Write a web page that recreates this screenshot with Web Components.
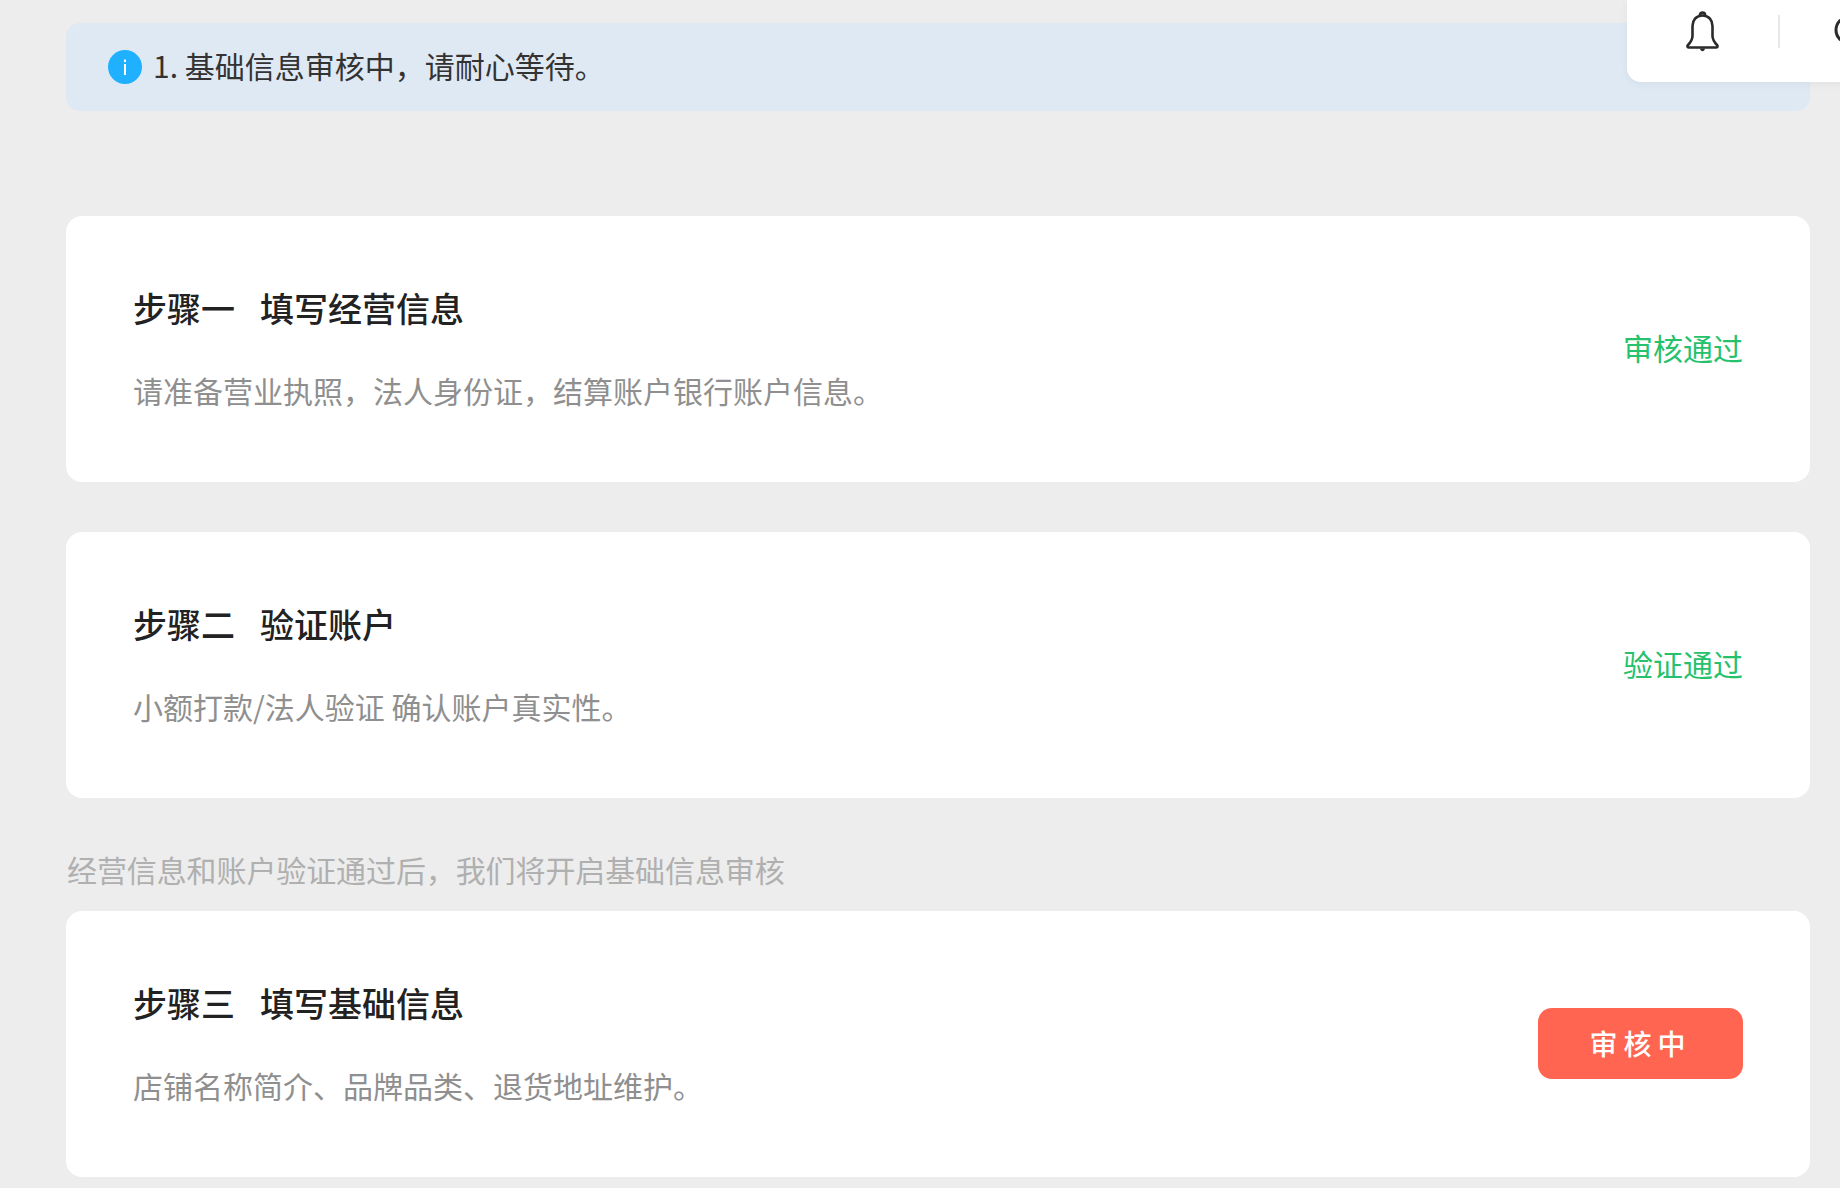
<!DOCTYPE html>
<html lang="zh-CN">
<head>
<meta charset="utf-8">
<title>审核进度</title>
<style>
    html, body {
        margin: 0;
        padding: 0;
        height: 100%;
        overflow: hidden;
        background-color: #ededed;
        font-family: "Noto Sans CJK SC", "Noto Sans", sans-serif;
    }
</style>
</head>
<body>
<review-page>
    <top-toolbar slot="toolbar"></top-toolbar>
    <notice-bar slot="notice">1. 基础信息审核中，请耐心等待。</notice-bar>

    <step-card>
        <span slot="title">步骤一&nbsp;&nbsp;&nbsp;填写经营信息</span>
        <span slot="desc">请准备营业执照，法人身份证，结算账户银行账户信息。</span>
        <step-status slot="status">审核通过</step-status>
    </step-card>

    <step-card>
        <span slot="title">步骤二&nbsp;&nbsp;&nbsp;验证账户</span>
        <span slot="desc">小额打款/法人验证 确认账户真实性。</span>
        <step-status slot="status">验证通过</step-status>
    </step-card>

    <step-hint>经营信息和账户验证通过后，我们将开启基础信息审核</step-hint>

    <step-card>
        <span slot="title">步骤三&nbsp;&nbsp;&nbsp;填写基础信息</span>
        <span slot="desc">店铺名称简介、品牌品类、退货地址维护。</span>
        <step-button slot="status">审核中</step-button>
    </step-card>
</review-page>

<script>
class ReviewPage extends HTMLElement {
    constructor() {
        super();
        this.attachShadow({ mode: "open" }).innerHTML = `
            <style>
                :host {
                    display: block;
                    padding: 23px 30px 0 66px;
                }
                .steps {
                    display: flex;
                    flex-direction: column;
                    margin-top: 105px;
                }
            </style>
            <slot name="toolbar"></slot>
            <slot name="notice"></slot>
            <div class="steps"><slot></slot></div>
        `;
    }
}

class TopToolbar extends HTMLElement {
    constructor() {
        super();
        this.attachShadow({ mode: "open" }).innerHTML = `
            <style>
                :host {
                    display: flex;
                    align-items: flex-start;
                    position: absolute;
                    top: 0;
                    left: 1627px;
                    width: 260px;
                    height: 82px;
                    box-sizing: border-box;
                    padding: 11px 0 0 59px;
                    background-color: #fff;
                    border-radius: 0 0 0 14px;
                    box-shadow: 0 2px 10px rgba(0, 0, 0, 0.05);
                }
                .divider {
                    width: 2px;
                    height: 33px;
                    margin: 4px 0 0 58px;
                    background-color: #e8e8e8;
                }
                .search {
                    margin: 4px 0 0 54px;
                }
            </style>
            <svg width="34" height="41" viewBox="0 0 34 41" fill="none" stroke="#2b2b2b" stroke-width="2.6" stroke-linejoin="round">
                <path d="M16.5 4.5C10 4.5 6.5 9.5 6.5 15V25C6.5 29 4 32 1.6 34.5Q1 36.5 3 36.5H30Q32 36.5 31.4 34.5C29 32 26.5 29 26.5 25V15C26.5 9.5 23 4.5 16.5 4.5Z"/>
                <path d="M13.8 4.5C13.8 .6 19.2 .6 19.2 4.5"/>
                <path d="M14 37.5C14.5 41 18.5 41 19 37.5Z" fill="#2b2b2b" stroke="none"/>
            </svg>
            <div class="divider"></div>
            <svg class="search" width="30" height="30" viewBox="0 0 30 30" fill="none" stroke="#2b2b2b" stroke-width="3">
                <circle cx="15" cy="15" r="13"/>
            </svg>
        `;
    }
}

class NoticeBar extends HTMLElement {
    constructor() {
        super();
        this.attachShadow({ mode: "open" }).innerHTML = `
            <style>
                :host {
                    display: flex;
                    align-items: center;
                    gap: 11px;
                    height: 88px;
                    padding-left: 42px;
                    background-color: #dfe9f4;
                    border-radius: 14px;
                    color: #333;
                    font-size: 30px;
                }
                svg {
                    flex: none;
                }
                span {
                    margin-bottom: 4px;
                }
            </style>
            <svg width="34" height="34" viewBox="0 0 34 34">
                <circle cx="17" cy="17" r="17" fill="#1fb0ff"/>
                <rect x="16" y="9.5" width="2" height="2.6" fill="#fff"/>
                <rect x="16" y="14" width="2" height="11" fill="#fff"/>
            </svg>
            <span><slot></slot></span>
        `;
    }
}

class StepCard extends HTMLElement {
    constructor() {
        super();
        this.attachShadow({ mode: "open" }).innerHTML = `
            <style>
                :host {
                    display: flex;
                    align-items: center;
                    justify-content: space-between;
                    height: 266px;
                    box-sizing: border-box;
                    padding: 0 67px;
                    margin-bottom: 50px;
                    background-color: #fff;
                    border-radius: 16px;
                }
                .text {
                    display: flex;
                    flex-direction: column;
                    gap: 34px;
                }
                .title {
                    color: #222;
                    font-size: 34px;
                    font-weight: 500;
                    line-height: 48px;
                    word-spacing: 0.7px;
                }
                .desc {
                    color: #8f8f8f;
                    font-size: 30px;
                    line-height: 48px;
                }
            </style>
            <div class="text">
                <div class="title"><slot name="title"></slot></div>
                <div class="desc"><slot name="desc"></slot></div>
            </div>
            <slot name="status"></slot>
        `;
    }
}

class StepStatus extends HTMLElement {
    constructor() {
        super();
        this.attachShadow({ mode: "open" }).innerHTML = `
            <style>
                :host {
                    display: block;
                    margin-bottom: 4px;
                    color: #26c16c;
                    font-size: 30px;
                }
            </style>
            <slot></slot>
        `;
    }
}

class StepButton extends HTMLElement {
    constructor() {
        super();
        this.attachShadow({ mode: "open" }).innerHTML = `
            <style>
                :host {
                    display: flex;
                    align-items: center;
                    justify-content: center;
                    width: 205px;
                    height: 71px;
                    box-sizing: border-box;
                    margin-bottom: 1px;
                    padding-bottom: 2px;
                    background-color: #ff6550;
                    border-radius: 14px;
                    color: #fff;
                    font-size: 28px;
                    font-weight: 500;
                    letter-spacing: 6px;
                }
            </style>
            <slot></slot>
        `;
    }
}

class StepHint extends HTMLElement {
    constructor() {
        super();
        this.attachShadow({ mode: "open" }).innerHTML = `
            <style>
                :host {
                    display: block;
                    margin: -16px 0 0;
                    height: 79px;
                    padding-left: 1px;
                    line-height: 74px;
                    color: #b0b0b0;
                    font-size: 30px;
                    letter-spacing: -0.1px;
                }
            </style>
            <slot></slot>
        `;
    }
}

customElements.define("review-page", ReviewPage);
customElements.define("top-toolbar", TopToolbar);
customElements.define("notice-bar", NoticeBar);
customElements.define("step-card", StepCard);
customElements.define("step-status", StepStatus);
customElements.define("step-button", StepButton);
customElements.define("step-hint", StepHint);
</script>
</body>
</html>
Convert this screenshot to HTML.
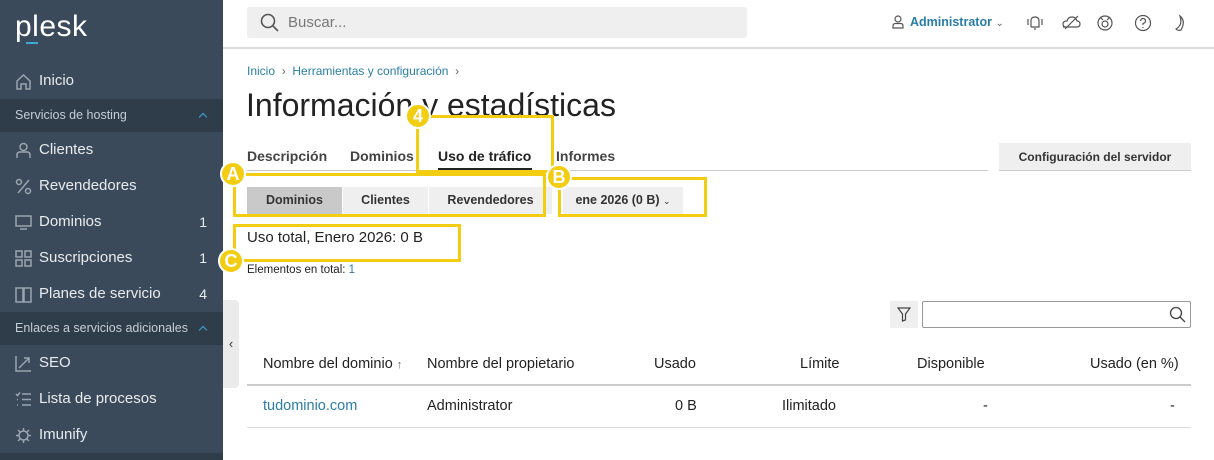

○ ○ ○ ○ ○

_TASK DETAILS:_
Every entry above is to be set down exactly; the pictures are to be left out.

_WORKED SOLUTION:_
Write a web page that recreates this screenshot with Web Components.
<!DOCTYPE html>
<html lang="zh-CN">
<head>
<meta charset="utf-8">
<title>审核进度</title>
<style>
    html, body {
        margin: 0;
        padding: 0;
        height: 100%;
        overflow: hidden;
        background-color: #ededed;
        font-family: "Noto Sans CJK SC", "Noto Sans", sans-serif;
    }
</style>
</head>
<body>
<review-page>
    <top-toolbar slot="toolbar"></top-toolbar>
    <notice-bar slot="notice">1. 基础信息审核中，请耐心等待。</notice-bar>

    <step-card>
        <span slot="title">步骤一&nbsp;&nbsp;&nbsp;填写经营信息</span>
        <span slot="desc">请准备营业执照，法人身份证，结算账户银行账户信息。</span>
        <step-status slot="status">审核通过</step-status>
    </step-card>

    <step-card>
        <span slot="title">步骤二&nbsp;&nbsp;&nbsp;验证账户</span>
        <span slot="desc">小额打款/法人验证 确认账户真实性。</span>
        <step-status slot="status">验证通过</step-status>
    </step-card>

    <step-hint>经营信息和账户验证通过后，我们将开启基础信息审核</step-hint>

    <step-card>
        <span slot="title">步骤三&nbsp;&nbsp;&nbsp;填写基础信息</span>
        <span slot="desc">店铺名称简介、品牌品类、退货地址维护。</span>
        <step-button slot="status">审核中</step-button>
    </step-card>
</review-page>

<script>
class ReviewPage extends HTMLElement {
    constructor() {
        super();
        this.attachShadow({ mode: "open" }).innerHTML = `
            <style>
                :host {
                    display: block;
                    padding: 23px 30px 0 66px;
                }
                .steps {
                    display: flex;
                    flex-direction: column;
                    margin-top: 105px;
                }
            </style>
            <slot name="toolbar"></slot>
            <slot name="notice"></slot>
            <div class="steps"><slot></slot></div>
        `;
    }
}

class TopToolbar extends HTMLElement {
    constructor() {
        super();
        this.attachShadow({ mode: "open" }).innerHTML = `
            <style>
                :host {
                    display: flex;
                    align-items: flex-start;
                    position: absolute;
                    top: 0;
                    left: 1627px;
                    width: 260px;
                    height: 82px;
                    box-sizing: border-box;
                    padding: 11px 0 0 59px;
                    background-color: #fff;
                    border-radius: 0 0 0 14px;
                    box-shadow: 0 2px 10px rgba(0, 0, 0, 0.05);
                }
                .divider {
                    width: 2px;
                    height: 33px;
                    margin: 4px 0 0 58px;
                    background-color: #e8e8e8;
                }
                .search {
                    margin: 4px 0 0 54px;
                }
            </style>
            <svg width="34" height="41" viewBox="0 0 34 41" fill="none" stroke="#2b2b2b" stroke-width="2.6" stroke-linejoin="round">
                <path d="M16.5 4.5C10 4.5 6.5 9.5 6.5 15V25C6.5 29 4 32 1.6 34.5Q1 36.5 3 36.5H30Q32 36.5 31.4 34.5C29 32 26.5 29 26.5 25V15C26.5 9.5 23 4.5 16.5 4.5Z"/>
                <path d="M13.8 4.5C13.8 .6 19.2 .6 19.2 4.5"/>
                <path d="M14 37.5C14.5 41 18.5 41 19 37.5Z" fill="#2b2b2b" stroke="none"/>
            </svg>
            <div class="divider"></div>
            <svg class="search" width="30" height="30" viewBox="0 0 30 30" fill="none" stroke="#2b2b2b" stroke-width="3">
                <circle cx="15" cy="15" r="13"/>
            </svg>
        `;
    }
}

class NoticeBar extends HTMLElement {
    constructor() {
        super();
        this.attachShadow({ mode: "open" }).innerHTML = `
            <style>
                :host {
                    display: flex;
                    align-items: center;
                    gap: 11px;
                    height: 88px;
                    padding-left: 42px;
                    background-color: #dfe9f4;
                    border-radius: 14px;
                    color: #333;
                    font-size: 30px;
                }
                svg {
                    flex: none;
                }
                span {
                    margin-bottom: 4px;
                }
            </style>
            <svg width="34" height="34" viewBox="0 0 34 34">
                <circle cx="17" cy="17" r="17" fill="#1fb0ff"/>
                <rect x="16" y="9.5" width="2" height="2.6" fill="#fff"/>
                <rect x="16" y="14" width="2" height="11" fill="#fff"/>
            </svg>
            <span><slot></slot></span>
        `;
    }
}

class StepCard extends HTMLElement {
    constructor() {
        super();
        this.attachShadow({ mode: "open" }).innerHTML = `
            <style>
                :host {
                    display: flex;
                    align-items: center;
                    justify-content: space-between;
                    height: 266px;
                    box-sizing: border-box;
                    padding: 0 67px;
                    margin-bottom: 50px;
                    background-color: #fff;
                    border-radius: 16px;
                }
                .text {
                    display: flex;
                    flex-direction: column;
                    gap: 34px;
                }
                .title {
                    color: #222;
                    font-size: 34px;
                    font-weight: 500;
                    line-height: 48px;
                    word-spacing: 0.7px;
                }
                .desc {
                    color: #8f8f8f;
                    font-size: 30px;
                    line-height: 48px;
                }
            </style>
            <div class="text">
                <div class="title"><slot name="title"></slot></div>
                <div class="desc"><slot name="desc"></slot></div>
            </div>
            <slot name="status"></slot>
        `;
    }
}

class StepStatus extends HTMLElement {
    constructor() {
        super();
        this.attachShadow({ mode: "open" }).innerHTML = `
            <style>
                :host {
                    display: block;
                    margin-bottom: 4px;
                    color: #26c16c;
                    font-size: 30px;
                }
            </style>
            <slot></slot>
        `;
    }
}

class StepButton extends HTMLElement {
    constructor() {
        super();
        this.attachShadow({ mode: "open" }).innerHTML = `
            <style>
                :host {
                    display: flex;
                    align-items: center;
                    justify-content: center;
                    width: 205px;
                    height: 71px;
                    box-sizing: border-box;
                    margin-bottom: 1px;
                    padding-bottom: 2px;
                    background-color: #ff6550;
                    border-radius: 14px;
                    color: #fff;
                    font-size: 28px;
                    font-weight: 500;
                    letter-spacing: 6px;
                }
            </style>
            <slot></slot>
        `;
    }
}

class StepHint extends HTMLElement {
    constructor() {
        super();
        this.attachShadow({ mode: "open" }).innerHTML = `
            <style>
                :host {
                    display: block;
                    margin: -16px 0 0;
                    height: 79px;
                    padding-left: 1px;
                    line-height: 74px;
                    color: #b0b0b0;
                    font-size: 30px;
                    letter-spacing: -0.1px;
                }
            </style>
            <slot></slot>
        `;
    }
}

customElements.define("review-page", ReviewPage);
customElements.define("top-toolbar", TopToolbar);
customElements.define("notice-bar", NoticeBar);
customElements.define("step-card", StepCard);
customElements.define("step-status", StepStatus);
customElements.define("step-button", StepButton);
customElements.define("step-hint", StepHint);
</script>
</body>
</html>
Convert this screenshot to HTML.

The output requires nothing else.